4. On an appeal against the above order Commissioner(Appeals) observed that admittedly the goods were not entered in the Central Excise records. However, he observed that there is nothing in the present matter to show that there was an attempt on the part of the appellant (respondent herein) to remove the goods clandestinely inasmuch as the goods were lying in the factory. Accordingly by following the various earlier decisions of the Tribunal, he held that the confiscation and imposition of fine was not sustainable. He also observed that the respondent are availing exemption under Notfn. No. 1/93 and as such some leniency is called for in imposition of penalty. He accordingly reduced the penalty to Rs. 2,000 (rupees two thousand).

5. The Revenue in their memo of appeal have contended that the respondents have not denied the non-maintenance of RG-1 records.

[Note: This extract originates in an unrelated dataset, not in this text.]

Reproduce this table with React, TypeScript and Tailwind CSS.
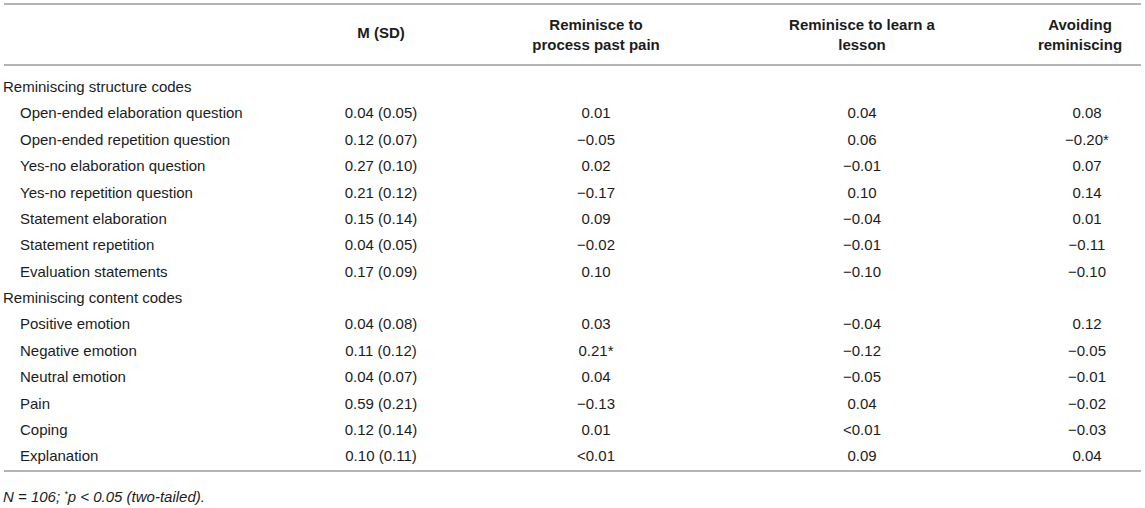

As such the final excisable goods not entered in RG-1 records are liable to confiscation as per the provisions of Rule173Q(1)(b).

6. The plea taken by the respondent before the authorities below as regards non-maintenance of RG-1 record is that their clerk, who maintains excise records was on leave for six days prior to the date of visit of the officers on 16.6.95. However, it is seen that the said fact of the clerk being on leave was not brought to the notice of the Central Excise officers at in point of time prior to the visit nor any permission taken by the said respondent from the department for non-maintaining the record during this intervening period. Rules require the assessees to maintain the records on daily basis and to enter the day's production in daily stock account unless allowed otherwise. It is not the appellants' contention that there was any such permission/granted to them by the Revenue. Rule 173Q specifically provides confiscation of the goods if the same are not entered in RG-1. Commissioner (Appeals) has accepted the respondents' contention and has set aside the confiscation by observing that there was no attempt on the part of the respondents to remove the goods clandestinely. Even if the above observation made by the Commissioner (Appeals) is accepted and it is held that there was no attempt to suppress the production or to remove the goods clandestinely, still the goods are liable to confiscation for the simple reason of their non-entry in RG-1 records, in terms of the provisions of Rule 173Q(1)(b).

7. I also find that the Tribunal in the case of CCE, Delhi v. Universal Auto Products Ltd. has considered the earlier decisions of the Tribunal, which have also been relied upon by the Commissioner (Appeals) in the impugned order. It was observed that in almost all the decisions it was the assessees' contention that the goods had not reached RG-1 stage and it was in those circumstances, their confiscation was set aside. In the present case, there is no plea of the respondent that the goods were not fully ripe for their entry in RG-1. As such by following the ratio of the decision in the case of Universal Auto Products referred (supra) I am of the view that the goods are liable to confiscation for the simple reason of their non-entry in daily stock register for the six days. Accordingly I uphold the confiscation of the seized goods. However, quantum of redemption final is reduced from Rs. 35.000 (rupees thirty five thousand) in Rs. 20.000 (rupees twenty thousand). The quantum of penalty has already been reduced by Commissioner (Appeals) from Rs. 5,000 (rupees five thousand) to Rs. 2,000 (rupees two thousand). I find no justification in interfering in the said quantum.